- Goal -
Read through the entries below and return each line with the word "styled".

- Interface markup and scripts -

Begin

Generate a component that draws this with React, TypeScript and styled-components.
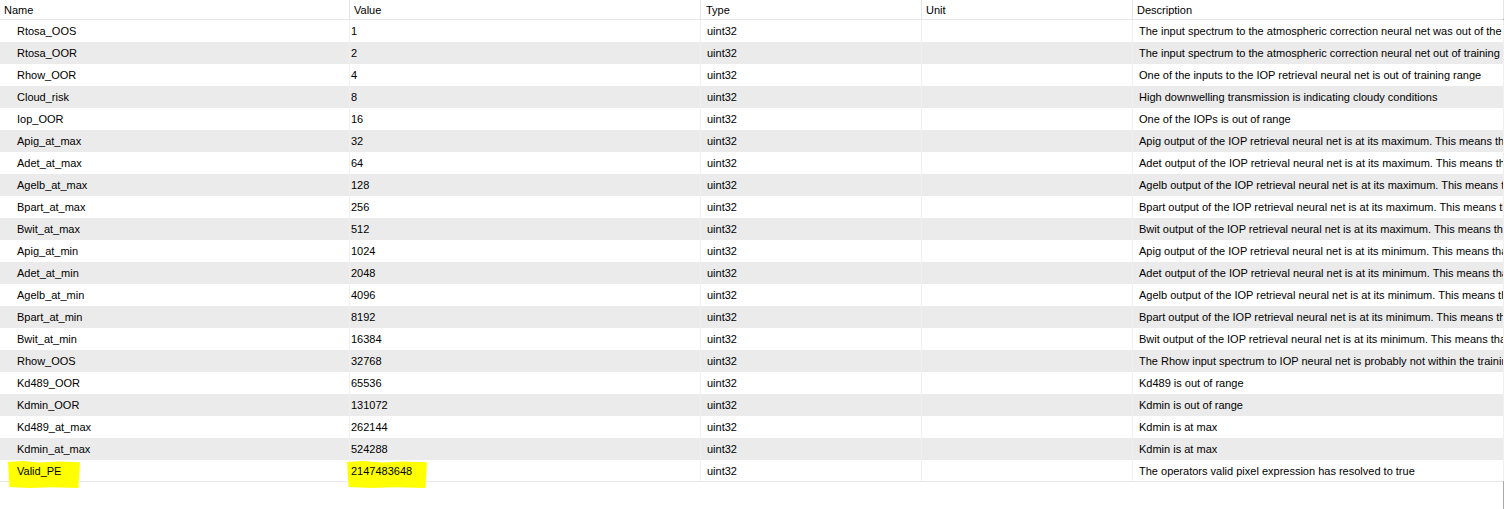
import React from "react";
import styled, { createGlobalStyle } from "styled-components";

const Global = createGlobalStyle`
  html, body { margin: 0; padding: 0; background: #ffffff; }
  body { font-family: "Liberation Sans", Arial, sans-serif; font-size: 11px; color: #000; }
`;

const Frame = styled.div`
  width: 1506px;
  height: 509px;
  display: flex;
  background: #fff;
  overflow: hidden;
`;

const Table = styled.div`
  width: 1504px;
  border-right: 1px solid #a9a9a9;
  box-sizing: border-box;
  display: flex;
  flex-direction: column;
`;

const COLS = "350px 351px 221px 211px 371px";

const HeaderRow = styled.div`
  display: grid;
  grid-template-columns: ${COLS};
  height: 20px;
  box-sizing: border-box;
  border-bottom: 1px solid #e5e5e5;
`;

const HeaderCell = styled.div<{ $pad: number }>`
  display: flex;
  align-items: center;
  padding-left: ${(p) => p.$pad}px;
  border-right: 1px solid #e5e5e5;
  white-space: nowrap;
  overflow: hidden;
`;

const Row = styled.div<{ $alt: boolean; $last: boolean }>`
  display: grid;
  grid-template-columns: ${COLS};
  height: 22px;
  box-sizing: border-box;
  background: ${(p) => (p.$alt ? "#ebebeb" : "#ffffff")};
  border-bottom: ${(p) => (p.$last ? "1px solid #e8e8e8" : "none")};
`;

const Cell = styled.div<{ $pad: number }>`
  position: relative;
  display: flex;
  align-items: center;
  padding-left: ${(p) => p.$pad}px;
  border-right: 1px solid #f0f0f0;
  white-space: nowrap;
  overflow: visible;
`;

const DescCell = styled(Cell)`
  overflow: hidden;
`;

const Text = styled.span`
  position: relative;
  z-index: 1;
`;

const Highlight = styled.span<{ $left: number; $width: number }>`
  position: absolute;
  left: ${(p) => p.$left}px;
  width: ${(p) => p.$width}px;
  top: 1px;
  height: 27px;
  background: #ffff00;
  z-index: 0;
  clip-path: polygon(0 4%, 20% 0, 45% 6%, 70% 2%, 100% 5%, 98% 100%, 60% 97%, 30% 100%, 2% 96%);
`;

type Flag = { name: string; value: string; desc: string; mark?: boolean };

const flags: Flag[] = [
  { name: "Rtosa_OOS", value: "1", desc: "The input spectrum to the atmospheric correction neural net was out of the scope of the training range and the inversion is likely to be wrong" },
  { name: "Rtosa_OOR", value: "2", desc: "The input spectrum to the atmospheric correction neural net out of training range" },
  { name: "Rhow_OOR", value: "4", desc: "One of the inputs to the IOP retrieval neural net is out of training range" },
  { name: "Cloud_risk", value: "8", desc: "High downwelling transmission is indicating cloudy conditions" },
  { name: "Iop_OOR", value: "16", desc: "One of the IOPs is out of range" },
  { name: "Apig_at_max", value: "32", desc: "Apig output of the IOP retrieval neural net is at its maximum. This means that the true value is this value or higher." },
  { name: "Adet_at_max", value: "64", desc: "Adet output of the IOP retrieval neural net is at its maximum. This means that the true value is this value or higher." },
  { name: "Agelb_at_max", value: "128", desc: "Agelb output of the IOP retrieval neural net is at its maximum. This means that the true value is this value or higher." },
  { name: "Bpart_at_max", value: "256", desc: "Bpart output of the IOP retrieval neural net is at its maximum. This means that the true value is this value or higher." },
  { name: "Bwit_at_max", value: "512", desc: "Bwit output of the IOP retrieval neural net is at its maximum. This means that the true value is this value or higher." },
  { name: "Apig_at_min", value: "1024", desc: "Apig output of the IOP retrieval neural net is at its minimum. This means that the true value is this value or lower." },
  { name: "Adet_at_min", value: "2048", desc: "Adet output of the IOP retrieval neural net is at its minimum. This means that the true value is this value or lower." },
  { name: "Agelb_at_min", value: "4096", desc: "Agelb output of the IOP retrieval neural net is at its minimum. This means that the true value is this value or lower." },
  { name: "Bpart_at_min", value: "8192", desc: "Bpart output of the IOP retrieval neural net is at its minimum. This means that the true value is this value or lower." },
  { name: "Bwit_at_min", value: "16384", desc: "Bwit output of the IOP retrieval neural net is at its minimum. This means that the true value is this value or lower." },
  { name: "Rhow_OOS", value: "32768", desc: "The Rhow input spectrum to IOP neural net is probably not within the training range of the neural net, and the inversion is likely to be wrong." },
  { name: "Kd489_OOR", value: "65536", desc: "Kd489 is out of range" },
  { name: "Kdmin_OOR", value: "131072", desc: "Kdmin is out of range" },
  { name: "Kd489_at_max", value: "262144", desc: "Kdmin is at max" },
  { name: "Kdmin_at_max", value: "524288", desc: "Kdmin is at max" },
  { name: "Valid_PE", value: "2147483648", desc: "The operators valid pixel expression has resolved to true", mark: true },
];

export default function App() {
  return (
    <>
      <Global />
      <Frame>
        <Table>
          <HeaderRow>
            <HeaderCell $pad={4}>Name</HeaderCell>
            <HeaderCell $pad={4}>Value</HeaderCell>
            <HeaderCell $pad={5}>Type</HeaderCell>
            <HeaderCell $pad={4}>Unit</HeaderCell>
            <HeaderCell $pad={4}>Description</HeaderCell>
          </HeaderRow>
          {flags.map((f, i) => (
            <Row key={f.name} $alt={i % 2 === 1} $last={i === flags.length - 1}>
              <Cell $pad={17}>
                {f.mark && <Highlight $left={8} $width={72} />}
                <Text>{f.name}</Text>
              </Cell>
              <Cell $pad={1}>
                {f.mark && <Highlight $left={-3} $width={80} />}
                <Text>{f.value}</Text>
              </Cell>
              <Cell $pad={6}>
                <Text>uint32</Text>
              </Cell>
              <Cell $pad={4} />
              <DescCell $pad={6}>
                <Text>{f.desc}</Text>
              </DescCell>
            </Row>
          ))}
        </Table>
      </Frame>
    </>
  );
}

End
Begin

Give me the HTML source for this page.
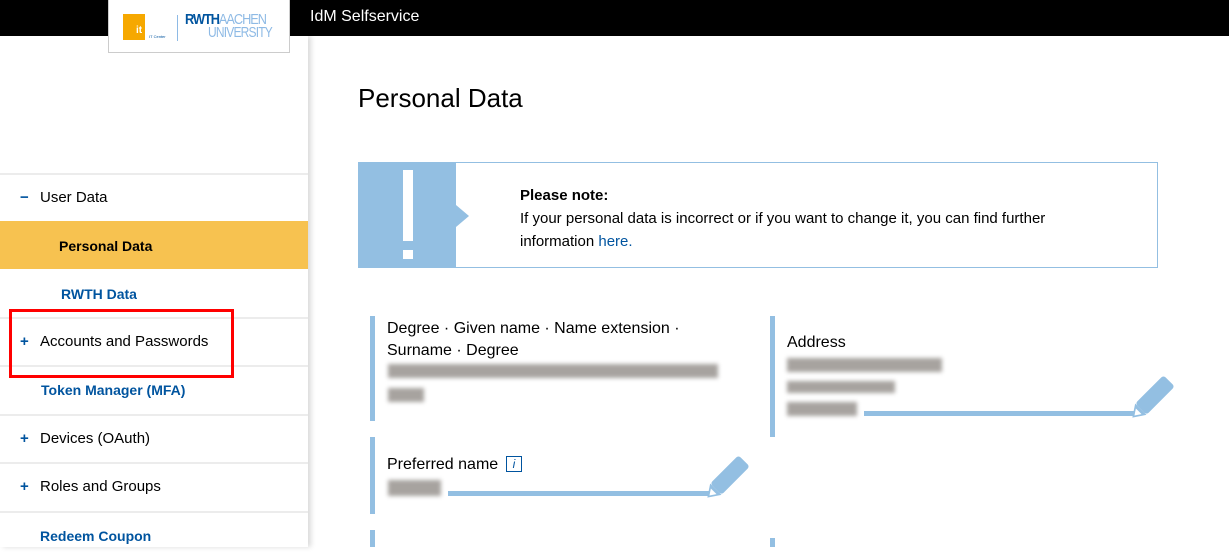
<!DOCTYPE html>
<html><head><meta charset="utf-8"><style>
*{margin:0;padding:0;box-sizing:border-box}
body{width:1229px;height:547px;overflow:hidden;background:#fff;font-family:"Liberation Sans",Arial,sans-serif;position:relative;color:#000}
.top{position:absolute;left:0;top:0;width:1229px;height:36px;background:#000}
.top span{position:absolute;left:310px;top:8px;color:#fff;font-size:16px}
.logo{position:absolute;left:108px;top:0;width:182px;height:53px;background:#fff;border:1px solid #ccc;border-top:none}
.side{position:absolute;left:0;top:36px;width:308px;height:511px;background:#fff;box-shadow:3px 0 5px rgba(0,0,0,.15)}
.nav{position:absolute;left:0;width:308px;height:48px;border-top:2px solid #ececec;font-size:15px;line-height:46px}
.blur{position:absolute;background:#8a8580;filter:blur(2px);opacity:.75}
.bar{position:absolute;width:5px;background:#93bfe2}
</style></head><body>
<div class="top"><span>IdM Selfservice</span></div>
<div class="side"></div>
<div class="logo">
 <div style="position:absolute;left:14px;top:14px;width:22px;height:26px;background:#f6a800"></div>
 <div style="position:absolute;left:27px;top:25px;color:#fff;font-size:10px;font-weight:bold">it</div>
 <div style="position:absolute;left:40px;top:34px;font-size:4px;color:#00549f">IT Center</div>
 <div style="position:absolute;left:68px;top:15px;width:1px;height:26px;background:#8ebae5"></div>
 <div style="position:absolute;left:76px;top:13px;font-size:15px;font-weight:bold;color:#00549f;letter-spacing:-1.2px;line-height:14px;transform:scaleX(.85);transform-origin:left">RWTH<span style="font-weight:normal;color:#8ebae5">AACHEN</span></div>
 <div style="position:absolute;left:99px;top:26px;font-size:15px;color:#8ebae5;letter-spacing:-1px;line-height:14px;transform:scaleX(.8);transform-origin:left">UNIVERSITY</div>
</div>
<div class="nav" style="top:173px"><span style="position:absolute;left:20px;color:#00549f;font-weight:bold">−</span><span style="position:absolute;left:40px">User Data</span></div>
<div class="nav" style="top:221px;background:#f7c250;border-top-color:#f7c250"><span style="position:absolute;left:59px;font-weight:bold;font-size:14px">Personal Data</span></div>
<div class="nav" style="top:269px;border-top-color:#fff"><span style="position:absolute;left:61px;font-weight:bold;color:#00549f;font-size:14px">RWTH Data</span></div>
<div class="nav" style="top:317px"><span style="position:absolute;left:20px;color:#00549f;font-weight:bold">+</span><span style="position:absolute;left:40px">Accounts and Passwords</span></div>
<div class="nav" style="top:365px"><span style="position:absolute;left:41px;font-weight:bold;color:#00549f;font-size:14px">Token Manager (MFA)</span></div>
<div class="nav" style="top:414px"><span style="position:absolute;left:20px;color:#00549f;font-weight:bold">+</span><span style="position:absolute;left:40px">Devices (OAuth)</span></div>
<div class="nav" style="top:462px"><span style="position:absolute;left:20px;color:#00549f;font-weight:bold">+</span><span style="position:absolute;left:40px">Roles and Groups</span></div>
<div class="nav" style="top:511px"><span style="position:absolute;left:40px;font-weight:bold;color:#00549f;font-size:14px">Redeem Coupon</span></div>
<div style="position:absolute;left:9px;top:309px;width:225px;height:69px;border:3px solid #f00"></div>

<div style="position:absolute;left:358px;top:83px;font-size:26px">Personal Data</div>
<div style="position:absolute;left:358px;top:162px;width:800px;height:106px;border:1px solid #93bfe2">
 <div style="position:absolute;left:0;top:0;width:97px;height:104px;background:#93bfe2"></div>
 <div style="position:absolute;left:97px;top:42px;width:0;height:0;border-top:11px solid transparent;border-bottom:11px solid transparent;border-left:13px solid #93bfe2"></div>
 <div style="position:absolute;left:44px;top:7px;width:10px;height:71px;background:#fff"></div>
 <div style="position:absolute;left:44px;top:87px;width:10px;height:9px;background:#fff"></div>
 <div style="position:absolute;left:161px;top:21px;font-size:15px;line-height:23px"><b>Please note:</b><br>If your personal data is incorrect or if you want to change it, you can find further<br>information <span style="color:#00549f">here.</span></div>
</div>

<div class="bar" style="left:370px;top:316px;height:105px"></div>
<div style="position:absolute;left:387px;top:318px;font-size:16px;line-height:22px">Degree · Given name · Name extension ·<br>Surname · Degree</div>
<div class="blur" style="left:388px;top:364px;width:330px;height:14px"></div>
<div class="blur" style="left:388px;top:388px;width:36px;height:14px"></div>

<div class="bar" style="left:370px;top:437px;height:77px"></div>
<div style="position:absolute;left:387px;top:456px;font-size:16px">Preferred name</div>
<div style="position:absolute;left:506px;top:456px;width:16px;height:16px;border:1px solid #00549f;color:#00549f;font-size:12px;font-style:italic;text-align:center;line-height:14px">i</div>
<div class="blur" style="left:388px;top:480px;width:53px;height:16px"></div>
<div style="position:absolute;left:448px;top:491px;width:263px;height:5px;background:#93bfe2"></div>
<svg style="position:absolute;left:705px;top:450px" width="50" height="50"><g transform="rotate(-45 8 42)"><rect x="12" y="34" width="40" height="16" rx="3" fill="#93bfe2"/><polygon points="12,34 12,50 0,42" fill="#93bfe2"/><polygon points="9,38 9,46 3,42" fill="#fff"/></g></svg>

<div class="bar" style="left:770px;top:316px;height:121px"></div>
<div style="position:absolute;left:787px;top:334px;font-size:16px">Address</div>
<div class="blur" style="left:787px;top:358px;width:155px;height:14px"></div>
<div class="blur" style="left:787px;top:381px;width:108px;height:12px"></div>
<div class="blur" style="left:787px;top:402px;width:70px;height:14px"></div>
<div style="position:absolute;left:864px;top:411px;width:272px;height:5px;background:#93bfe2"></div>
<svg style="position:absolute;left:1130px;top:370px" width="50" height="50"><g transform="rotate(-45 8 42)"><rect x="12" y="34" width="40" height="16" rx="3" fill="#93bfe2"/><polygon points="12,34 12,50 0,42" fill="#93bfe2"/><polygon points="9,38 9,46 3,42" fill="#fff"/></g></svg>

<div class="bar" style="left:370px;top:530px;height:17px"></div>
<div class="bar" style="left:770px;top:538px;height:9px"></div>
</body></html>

End

- Written answer -
Generate a component that draws this with React, TypeScript and styled-components.
import styled, { createGlobalStyle } from "styled-components";
const Frame = styled.div`
const Table = styled.div`
const HeaderRow = styled.div`
const HeaderCell = styled.div<{ $pad: number }>`
const Row = styled.div<{ $alt: boolean; $last: boolean }>`
const Cell = styled.div<{ $pad: number }>`
const DescCell = styled(Cell)`
const Text = styled.span`
const Highlight = styled.span<{ $left: number; $width: number }>`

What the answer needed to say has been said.